Starting at the top of the listing, extract every line up to and including the one with "MdOutlineDriveFileMove, MdDriveFileMove, MdInsertDriveFile". Pictures stay out of the copy.

Data provided
--- Start ---
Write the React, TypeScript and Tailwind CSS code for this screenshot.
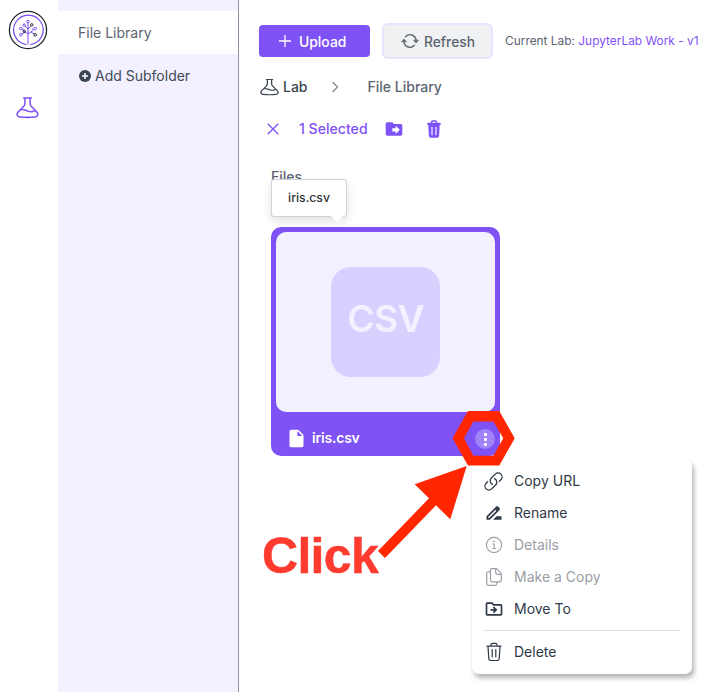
import React from "react";
import { HiOutlineLink } from "react-icons/hi2";
import { MdDriveFileRenameOutline, MdOutlineDriveFileMove, MdDriveFileMove, MdInsertDriveFile } from "react-icons/md";

function Flask({ className }: { className: string }) {
  return (
    <svg viewBox="0 0 24 24" preserveAspectRatio="none" className={className} fill="none" stroke="currentColor" strokeWidth="1.6" strokeLinecap="round" strokeLinejoin="round">
      <path d="M8 2h8M9.300 2v6c0 1.500-.8 2.300-1.700 3.200l-5.400 5.600C.2 19 1.200 21.600 4 21.900c5 .5 11 .5 16 0 2.800-.3 3.800-2.900 1.800-5.100l-5.400-5.600c-.9-.9-1.700-1.700-1.700-3.200V2M5 14.300c3.200-.8 5 .6 7.500 1.500 2.400.8 4.600.9 6.800-.6" />
    </svg>
  );
}

function Logo() {
  return (
    <svg viewBox="0 0 40 40" className="h-10 w-10" fill="none">
      <circle cx="20" cy="20" r="18.600" stroke="#20262e" strokeWidth="1.300" />
      <path d="M18.300 34.600A14.800 14.800 0 1 1 22.500 34.600" stroke="#7a4cf0" strokeWidth="1.200" />
      <g stroke="#7a4cf0" strokeWidth="1">
        <path d="M20 34.500V13M20 24l-5-3.500v-2M20 24l5-3.500v-2M20 19l-3-3M20 19l3-3M14 24l3-2M26 24l-3-2" />
        <circle cx="20" cy="11.600" r="1.300" />
        <circle cx="16.200" cy="15" r="1.200" />
        <circle cx="12.800" cy="18.500" r="1.300" />
        <circle cx="27.200" cy="18.500" r="1.300" />
        <circle cx="12.800" cy="24.800" r="1.300" />
      </g>
      <g stroke="#20262e" strokeWidth="1">
        <circle cx="23.800" cy="14.800" r="1.200" />
        <circle cx="16.300" cy="21.400" r="1.200" />
        <circle cx="27.200" cy="24.800" r="1.300" />
      </g>
    </svg>
  );
}

function Refresh() {
  return (
    <svg viewBox="0 0 18 18" className="h-[18px] w-[18px]" fill="none" stroke="currentColor" strokeWidth="1.400" strokeLinecap="round" strokeLinejoin="round">
      <path d="M4.600 4.700A6 6 0 0 1 15 9.300M13.400 13.300A6 6 0 0 1 3 8.700" />
      <path d="M12.500 8.400L15 10.900l2.400-2.500zM.6 9.600L3 7.100l2.500 2.500z" fill="currentColor" strokeWidth="0.600" />
    </svg>
  );
}

function Trash({ className }: { className: string }) {
  return (
    <svg viewBox="0 0 18 20" className={className} fill="none" stroke="currentColor" strokeWidth="1.200" strokeLinecap="round" strokeLinejoin="round">
      <path d="M2 4.200h14M6 4V2.900C6 1.900 6.600 1.400 7.500 1.400h3c.9 0 1.500.5 1.500 1.500V4M3 4.500l.8 12.100c.1 1.300.7 1.900 2 1.900h6.400c1.300 0 1.900-.6 2-1.900L15 4.500M7.200 7.500v7.500M10.800 7.500v7.500" />
    </svg>
  );
}

function TrashSolid() {
  return (
    <svg viewBox="0 0 14 18" className="h-[18px] w-[14px]">
      <path d="M4.500 3V2q0-1 1-1h3q1 0 1 1v1" fill="none" stroke="#7f52f5" strokeWidth="1.300" />
      <rect x="0.300" y="2.800" width="13.400" height="2.200" rx="0.600" fill="#7f52f5" />
      <path d="M1.300 5h11.400l-.6 11q-.1 1.800-1.900 1.800H3.800Q2 17.800 1.900 16z" fill="#7f52f5" />
      <path d="M5 7.200v7.500M9 7.200v7.500" stroke="#fff" strokeWidth="1.100" strokeLinecap="round" />
    </svg>
  );
}

function Info() {
  return (
    <svg viewBox="0 0 18 18" className="h-[18px] w-[18px]" fill="none" stroke="currentColor">
      <circle cx="9" cy="9" r="7.600" strokeWidth="1.100" />
      <path d="M7.500 8h1.700v4.500M7.300 12.500h3.700" strokeWidth="1.100" />
      <circle cx="9" cy="5.400" r="0.900" fill="currentColor" stroke="none" />
    </svg>
  );
}

function Copy() {
  return (
    <svg viewBox="0 0 18 20" className="h-5 w-[18px]" fill="none" stroke="currentColor" strokeWidth="1.200" strokeLinejoin="round">
      <path d="M7 1.700h4.600l4.700 4.700v6.900q0 1.500-1.500 1.500H7q-1.500 0-1.500-1.500V3.200q0-1.500 1.500-1.500zM10.700 2v3.800q0 1.500 1.500 1.500H16" />
      <path d="M5.500 4.800H3.200q-1.500 0-1.500 1.500v10.500q0 1.500 1.500 1.500h7q1.500 0 1.500-1.500v-1.700" />
    </svg>
  );
}

function MenuItem({ icon, label, muted = false }: { icon: React.ReactNode; label: string; muted?: boolean }) {
  return (
    <div className={`flex h-8 items-center gap-2.5 px-3 text-[14px] ${muted ? "text-[#9a9ea5]" : "text-[#2f3947]"}`}>
      <span className="flex w-5 shrink-0 justify-center">{icon}</span>
      <span>{label}</span>
    </div>
  );
}

export default function App() {
  return (
    <div className="relative flex h-[692px] w-[720px] overflow-hidden bg-white font-['Inter',sans-serif] text-sm text-[#5c6470]">
      <nav className="flex w-[58px] shrink-0 flex-col items-center pr-[3px] pt-[10px]">
        <Logo />
        <Flask className="mt-[46px] h-[23px] w-[23px] text-[#7f52f5]" />
      </nav>
      <aside className="w-[181px] shrink-0 border-r border-[#8d92a3] bg-[#f3f0ff] pt-[11px]">
        <div className="flex h-[43px] items-center bg-white pl-5 pt-px text-[14px]">File Library</div>
        <div className="flex h-11 items-center gap-1 pl-[21px] text-[14px] text-[#424b57]">
          <svg viewBox="0 0 12 12" className="h-3 w-3">
            <circle cx="6" cy="6" r="6" fill="#3b4551" />
            <path d="M6 3v6M3 6h6" stroke="#fff" strokeWidth="1.500" />
          </svg>
          Add Subfolder
        </div>
      </aside>
      <main className="flex min-w-0 grow flex-col pl-5 pt-[23px]">
        <div className="flex h-9 items-center">
          <button className="flex h-8 w-[111px] items-center gap-2 rounded bg-[#7f52f5] pl-5 font-medium text-white">
            <svg viewBox="0 0 12 12" className="h-3 w-3"><path d="M6 0v12M0 6h12" stroke="#fff" strokeWidth="1.300" /></svg>
            <span className="pt-[3px] text-[13.900px]">Upload</span>
          </button>
          <button className="ml-3 flex h-9 w-[111px] items-center gap-[5px] rounded-md border-2 border-[#e8e3ff] bg-[#f0f1f3] pl-[17px] font-medium">
            <Refresh />
            <span className="pt-[3px] text-[13.800px]">Refresh</span>
          </button>
          <div className="ml-3 whitespace-nowrap pb-px text-[11.900px]">Current Lab: <span className="text-[#7f52f5]">JupyterLab Work - v1</span></div>
        </div>
        <div className="mt-[17px] flex h-[22px] items-center font-medium">
          <Flask className="ml-px h-[18px] w-[19px] text-[#3b4551]" />
          <span className="ml-1 text-[#3b4551]">Lab</span>
          <svg viewBox="0 0 8 12" className="ml-[23px] h-3 w-2" fill="none" stroke="#858c98" strokeWidth="1.300"><path d="M1.500 1l5 5-5 5" /></svg>
          <span className="ml-[29px]">File Library</span>
        </div>
        <div className="mt-5 flex h-[22px] items-center font-medium text-[#7f52f5]">
          <svg viewBox="0 0 12 12" className="ml-2 h-3 w-3"><path d="M.7.7l10.600 10.600M11.300.7L.7 11.300" stroke="currentColor" strokeWidth="1.300" /></svg>
          <span className="ml-5 text-[14.100px]">1 Selected</span>
          <MdDriveFileMove className="ml-4 mr-[23px] h-5 w-5" />
          <TrashSolid />
        </div>
        <div className="ml-3 mt-[27px] h-5 font-medium leading-5">Files</div>
        <section className="ml-3 mt-10 h-[229px] w-[229px] rounded-[10px] bg-[#7f52f5] p-[5px]">
          <div className="flex h-[180px] items-center justify-center rounded-[10px] bg-[#f3f0ff]">
            <div className="flex h-[110px] w-[109px] items-center justify-center rounded-[20px] bg-[#d8d0ff] pb-[5px] text-[37px] font-semibold tracking-[-0.6px] text-[#f3f0ff]">CSV</div>
          </div>
          <div className="flex h-[52px] items-center pl-[10px] text-[14px] font-semibold text-white">
            <MdInsertDriveFile className="h-[21px] w-[21px]" />
            <span className="ml-[5px] tracking-[-0.2px]">iris.csv</span>
            <span className="ml-auto flex h-5 w-5 translate-y-px flex-col items-center justify-center gap-[2px] rounded-full bg-[#a083f8]">
              <i className="h-[3px] w-[3px] rounded-[1px] bg-white" />
              <i className="h-[3px] w-[3px] rounded-[1px] bg-white" />
              <i className="h-[3px] w-[3px] rounded-[1px] bg-white" />
            </span>
          </div>
        </section>
      </main>

      <div className="absolute left-[271px] top-[179px] flex h-[38px] w-[76px] items-center justify-center rounded-[3px] border border-[#cfd1dc] bg-white text-[12.200px] font-medium text-[#303338] shadow-[0_4px_10px_rgba(0,0,0,0.12)]">
        iris.csv
        <svg viewBox="0 0 12 6" className="absolute left-[59px] top-[36px] h-[6px] w-3"><path d="M0 0h12L6 6z" fill="#fff" /></svg>
      </div>

      <div className="absolute left-[472px] top-[459px] h-[215px] w-[220px] rounded-[7px] bg-white pt-[6px] shadow-[2px_4px_5px_rgba(0,0,0,0.3)]">
        <MenuItem icon={<HiOutlineLink className="mr-px h-[21px] w-[21px] shrink-0" />} label="Copy URL" />
        <MenuItem icon={<MdDriveFileRenameOutline className="h-5 w-5" />} label="Rename" />
        <MenuItem icon={<Info />} label="Details" muted />
        <MenuItem icon={<Copy />} label="Make a Copy" muted />
        <MenuItem icon={<MdOutlineDriveFileMove className="h-5 w-5" />} label="Move To" />
        <div className="mx-[11px] mb-[5px] mt-[5px] h-px bg-[#dfdfe5]" />
        <MenuItem icon={<Trash className="h-5 w-[18px]" />} label="Delete" />
      </div>

      <svg viewBox="0 0 720 692" className="pointer-events-none absolute inset-0 h-[692px] w-[720px]" fill="#ff2600">
        <path fillRule="evenodd" d="M452.500 438.300L468 411h31.300l15.400 27.300-15.400 27.200H468zM464 438.300l9.300 17.400h20l10-17.400-10-16.800h-20z" />
        <path d="M466.700 466L450.300 519.300 436 505.300 385 558 378 551 429 498.300 414.700 484.300z" />
      </svg>
      <div className="absolute left-[262px] top-[528px] font-['Liberation_Sans',sans-serif] text-[50px] font-bold leading-[57px] tracking-[-0.7px] text-[#ff3b30] [-webkit-text-stroke:0.5px_#ff3b30]">Click</div>
    </div>
  );
}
--- End ---
Result of this exercise
Write the React, TypeScript and Tailwind CSS code for this screenshot.
import React from "react";
import { HiOutlineLink } from "react-icons/hi2";
import { MdDriveFileRenameOutline, MdOutlineDriveFileMove, MdDriveFileMove, MdInsertDriveFile } from "react-icons/md";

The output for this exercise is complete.